[Start Given records]

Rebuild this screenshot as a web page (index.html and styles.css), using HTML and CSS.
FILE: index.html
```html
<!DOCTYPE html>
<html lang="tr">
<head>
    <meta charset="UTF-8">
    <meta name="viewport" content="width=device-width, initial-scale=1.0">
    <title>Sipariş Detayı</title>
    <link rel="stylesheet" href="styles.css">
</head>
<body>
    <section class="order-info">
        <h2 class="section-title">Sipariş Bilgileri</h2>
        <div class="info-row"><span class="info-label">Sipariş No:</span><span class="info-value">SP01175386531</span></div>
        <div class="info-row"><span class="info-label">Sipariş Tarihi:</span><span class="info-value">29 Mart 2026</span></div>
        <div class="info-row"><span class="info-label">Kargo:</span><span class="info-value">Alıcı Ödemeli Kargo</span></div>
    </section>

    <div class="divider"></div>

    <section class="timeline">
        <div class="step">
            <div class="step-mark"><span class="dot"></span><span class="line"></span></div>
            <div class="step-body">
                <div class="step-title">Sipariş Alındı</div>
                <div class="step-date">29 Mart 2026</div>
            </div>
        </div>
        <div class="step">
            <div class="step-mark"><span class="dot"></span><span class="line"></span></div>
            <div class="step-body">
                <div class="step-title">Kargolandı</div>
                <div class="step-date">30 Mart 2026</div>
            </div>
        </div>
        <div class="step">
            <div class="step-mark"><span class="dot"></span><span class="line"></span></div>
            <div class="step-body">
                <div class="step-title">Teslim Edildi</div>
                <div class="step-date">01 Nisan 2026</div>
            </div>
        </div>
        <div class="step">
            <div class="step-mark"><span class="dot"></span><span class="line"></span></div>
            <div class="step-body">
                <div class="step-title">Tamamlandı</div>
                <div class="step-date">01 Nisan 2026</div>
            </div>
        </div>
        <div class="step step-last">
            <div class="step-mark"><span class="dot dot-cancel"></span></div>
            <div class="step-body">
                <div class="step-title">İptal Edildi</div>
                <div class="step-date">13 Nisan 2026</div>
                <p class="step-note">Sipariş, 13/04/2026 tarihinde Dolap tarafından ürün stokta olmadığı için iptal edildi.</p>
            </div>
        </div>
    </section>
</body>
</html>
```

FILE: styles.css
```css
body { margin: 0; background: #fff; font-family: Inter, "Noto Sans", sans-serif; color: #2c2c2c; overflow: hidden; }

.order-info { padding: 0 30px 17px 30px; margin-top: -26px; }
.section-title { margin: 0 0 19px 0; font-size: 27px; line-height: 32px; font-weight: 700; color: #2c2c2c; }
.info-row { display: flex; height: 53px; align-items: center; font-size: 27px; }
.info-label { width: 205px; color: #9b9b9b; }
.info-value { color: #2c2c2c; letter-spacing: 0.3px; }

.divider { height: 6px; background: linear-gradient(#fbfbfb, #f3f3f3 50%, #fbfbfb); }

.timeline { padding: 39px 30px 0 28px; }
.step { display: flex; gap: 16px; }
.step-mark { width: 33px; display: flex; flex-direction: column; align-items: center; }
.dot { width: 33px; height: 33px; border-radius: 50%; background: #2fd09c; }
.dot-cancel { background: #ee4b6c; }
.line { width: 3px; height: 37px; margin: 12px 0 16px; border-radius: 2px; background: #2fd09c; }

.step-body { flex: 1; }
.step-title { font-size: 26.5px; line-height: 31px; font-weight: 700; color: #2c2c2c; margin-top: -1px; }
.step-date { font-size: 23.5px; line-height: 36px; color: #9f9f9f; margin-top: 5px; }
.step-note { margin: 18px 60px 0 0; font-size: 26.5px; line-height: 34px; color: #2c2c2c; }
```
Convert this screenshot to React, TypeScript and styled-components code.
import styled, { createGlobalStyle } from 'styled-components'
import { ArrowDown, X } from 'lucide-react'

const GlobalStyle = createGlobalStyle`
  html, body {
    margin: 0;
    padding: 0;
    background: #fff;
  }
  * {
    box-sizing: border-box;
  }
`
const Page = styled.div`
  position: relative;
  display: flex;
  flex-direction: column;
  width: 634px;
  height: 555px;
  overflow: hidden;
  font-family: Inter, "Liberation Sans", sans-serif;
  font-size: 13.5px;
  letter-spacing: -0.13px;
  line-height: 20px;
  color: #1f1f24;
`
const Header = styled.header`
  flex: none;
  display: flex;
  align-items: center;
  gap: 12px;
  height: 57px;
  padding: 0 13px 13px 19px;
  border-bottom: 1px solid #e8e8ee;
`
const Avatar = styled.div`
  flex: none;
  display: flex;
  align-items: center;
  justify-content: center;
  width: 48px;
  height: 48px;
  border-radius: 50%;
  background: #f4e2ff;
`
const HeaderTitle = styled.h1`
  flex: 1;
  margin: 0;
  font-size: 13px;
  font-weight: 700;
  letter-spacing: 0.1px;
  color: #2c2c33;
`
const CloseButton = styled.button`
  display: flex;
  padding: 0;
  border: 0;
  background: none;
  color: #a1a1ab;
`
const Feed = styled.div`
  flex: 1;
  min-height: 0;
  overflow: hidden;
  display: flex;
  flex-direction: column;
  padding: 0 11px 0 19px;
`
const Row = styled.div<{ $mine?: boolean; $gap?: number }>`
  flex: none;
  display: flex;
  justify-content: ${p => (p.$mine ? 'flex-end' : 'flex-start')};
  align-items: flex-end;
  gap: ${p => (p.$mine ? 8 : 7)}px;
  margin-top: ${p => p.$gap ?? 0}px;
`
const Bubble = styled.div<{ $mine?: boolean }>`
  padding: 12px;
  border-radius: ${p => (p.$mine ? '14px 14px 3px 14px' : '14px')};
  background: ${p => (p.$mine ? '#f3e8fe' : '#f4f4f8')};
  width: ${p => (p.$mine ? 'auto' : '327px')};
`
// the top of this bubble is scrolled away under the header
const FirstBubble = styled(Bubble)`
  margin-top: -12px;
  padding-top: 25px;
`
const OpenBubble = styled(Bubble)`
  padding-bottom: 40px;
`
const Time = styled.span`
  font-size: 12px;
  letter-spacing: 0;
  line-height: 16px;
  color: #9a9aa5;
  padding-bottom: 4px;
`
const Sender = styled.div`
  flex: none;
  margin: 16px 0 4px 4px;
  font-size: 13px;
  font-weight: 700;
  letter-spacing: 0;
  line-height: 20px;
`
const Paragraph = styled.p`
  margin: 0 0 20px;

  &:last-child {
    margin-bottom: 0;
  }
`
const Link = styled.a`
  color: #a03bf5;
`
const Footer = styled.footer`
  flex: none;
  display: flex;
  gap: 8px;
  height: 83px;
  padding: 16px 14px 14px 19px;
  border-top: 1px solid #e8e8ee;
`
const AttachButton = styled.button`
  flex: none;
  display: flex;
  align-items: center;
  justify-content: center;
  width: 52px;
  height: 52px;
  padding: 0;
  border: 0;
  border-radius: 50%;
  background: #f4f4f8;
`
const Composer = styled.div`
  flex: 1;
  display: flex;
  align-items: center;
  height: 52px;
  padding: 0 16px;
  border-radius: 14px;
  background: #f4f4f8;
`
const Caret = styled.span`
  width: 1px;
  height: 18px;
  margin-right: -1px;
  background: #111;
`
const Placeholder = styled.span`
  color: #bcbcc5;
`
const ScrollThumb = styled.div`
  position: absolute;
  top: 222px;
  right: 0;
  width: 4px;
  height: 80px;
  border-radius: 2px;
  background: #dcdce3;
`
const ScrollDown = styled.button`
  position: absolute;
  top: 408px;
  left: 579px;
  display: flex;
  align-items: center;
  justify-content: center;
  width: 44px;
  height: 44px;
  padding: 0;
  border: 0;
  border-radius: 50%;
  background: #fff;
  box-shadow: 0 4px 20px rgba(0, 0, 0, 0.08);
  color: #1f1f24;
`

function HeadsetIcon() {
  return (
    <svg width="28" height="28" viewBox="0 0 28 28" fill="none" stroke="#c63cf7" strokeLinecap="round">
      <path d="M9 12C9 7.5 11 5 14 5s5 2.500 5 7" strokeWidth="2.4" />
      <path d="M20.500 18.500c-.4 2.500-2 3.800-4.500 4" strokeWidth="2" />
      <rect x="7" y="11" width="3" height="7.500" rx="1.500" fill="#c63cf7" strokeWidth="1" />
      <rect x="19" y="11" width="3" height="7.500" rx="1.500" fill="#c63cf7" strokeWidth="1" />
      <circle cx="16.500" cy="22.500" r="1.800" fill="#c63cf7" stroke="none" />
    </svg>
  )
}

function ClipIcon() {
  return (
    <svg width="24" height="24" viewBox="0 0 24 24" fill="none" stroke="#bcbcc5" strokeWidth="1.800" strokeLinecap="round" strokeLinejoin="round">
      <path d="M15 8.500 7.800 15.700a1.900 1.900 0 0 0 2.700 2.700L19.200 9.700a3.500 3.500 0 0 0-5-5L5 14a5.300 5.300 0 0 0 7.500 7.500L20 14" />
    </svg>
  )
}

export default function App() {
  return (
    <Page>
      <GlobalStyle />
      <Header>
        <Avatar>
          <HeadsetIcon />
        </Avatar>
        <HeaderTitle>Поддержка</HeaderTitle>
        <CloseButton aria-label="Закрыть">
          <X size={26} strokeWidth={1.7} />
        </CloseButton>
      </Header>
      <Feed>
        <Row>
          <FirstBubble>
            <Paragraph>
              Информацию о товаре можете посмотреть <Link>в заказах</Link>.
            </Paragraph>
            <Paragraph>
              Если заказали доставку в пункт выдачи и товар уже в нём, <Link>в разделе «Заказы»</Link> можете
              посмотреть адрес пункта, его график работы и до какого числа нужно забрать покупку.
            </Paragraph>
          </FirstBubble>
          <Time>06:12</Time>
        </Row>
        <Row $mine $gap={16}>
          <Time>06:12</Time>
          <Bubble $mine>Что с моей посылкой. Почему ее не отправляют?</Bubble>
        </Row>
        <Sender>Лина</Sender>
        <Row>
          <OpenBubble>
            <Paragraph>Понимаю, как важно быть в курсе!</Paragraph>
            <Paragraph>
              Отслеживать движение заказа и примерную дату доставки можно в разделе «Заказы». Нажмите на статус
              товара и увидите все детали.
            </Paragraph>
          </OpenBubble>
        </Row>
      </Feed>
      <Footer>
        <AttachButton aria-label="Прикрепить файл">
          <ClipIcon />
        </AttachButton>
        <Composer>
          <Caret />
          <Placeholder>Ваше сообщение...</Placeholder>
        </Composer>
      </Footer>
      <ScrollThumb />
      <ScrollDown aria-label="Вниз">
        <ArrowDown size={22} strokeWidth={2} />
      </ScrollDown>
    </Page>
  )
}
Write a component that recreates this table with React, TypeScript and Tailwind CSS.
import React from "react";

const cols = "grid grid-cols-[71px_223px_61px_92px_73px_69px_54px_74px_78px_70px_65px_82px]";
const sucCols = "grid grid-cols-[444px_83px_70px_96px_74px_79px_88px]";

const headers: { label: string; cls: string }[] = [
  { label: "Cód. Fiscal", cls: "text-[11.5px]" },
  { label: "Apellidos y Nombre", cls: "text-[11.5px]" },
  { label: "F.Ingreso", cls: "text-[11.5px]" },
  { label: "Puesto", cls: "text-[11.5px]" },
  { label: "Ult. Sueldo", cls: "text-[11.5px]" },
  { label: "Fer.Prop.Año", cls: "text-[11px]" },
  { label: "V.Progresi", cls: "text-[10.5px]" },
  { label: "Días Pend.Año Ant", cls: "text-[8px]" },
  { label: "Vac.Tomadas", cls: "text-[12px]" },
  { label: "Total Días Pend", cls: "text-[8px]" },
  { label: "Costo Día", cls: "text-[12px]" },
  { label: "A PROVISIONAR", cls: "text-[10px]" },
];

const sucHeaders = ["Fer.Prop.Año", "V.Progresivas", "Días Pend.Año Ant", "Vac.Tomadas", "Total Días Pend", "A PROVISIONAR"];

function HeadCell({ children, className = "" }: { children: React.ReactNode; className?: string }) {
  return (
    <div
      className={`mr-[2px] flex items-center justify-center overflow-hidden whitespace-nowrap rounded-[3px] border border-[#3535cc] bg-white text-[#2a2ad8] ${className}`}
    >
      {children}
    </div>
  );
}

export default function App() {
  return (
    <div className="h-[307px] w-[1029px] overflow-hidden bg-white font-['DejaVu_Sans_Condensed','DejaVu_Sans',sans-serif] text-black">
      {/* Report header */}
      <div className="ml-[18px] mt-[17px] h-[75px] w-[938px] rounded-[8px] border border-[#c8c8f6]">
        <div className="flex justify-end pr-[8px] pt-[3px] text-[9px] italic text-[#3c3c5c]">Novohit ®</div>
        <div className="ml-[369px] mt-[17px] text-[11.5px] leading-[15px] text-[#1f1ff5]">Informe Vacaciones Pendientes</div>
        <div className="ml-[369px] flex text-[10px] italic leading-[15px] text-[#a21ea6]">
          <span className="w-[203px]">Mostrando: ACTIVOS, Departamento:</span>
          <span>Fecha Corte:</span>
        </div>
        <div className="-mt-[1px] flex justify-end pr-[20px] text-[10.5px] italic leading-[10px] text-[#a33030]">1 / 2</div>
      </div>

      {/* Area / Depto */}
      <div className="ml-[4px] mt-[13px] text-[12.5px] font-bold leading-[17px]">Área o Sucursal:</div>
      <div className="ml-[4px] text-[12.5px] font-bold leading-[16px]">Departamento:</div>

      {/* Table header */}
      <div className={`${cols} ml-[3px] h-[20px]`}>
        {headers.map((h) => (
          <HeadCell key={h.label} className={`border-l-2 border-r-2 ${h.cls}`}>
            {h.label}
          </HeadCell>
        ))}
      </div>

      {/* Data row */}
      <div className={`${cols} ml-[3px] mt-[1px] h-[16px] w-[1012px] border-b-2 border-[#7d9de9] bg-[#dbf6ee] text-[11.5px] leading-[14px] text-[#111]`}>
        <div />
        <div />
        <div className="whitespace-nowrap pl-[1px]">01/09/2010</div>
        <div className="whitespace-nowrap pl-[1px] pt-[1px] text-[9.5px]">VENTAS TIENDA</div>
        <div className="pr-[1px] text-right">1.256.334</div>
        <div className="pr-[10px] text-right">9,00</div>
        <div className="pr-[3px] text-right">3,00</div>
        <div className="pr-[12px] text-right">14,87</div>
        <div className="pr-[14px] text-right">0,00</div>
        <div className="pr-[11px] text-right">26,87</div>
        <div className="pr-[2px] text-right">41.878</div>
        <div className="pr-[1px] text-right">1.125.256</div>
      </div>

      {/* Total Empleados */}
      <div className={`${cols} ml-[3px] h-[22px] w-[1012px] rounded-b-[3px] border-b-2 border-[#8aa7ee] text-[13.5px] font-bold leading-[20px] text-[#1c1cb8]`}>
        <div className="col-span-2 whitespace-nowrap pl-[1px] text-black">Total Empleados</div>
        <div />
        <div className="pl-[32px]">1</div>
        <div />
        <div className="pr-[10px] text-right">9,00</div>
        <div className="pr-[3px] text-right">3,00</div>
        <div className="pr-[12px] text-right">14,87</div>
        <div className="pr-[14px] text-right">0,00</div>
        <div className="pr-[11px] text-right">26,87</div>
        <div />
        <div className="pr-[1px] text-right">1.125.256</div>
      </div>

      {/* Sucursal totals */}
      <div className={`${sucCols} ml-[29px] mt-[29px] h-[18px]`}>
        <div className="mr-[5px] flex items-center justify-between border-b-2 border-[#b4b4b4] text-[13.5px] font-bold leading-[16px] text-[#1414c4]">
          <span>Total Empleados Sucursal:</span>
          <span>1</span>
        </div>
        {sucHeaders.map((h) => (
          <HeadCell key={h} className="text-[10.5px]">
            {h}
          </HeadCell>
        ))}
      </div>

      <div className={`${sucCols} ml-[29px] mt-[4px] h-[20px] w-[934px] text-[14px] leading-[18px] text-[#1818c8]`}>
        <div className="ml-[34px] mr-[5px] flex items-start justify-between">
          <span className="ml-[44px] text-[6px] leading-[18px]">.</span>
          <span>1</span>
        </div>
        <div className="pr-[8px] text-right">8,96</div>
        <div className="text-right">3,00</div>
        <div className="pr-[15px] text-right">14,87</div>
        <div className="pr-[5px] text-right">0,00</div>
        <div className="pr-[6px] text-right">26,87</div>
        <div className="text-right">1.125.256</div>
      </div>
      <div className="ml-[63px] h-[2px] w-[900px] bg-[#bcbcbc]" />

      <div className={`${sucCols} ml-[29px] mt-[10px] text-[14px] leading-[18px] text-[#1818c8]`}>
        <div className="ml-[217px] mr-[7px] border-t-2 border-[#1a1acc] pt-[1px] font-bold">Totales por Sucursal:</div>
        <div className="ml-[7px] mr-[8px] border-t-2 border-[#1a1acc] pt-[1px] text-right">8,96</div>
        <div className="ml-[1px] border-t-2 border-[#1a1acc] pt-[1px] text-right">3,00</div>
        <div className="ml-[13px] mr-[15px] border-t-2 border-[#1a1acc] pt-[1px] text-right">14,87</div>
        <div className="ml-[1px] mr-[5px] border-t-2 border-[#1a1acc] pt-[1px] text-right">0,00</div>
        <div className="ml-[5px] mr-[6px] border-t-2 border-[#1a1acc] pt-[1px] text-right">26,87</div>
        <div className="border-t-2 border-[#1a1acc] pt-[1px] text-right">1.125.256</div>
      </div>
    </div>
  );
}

[End Given records]

- What this task involves
Pick out all the lines with the word "index" in them and copy them.

- Task result
Rebuild this screenshot as a web page (index.html and styles.css), using HTML and CSS.
FILE: index.html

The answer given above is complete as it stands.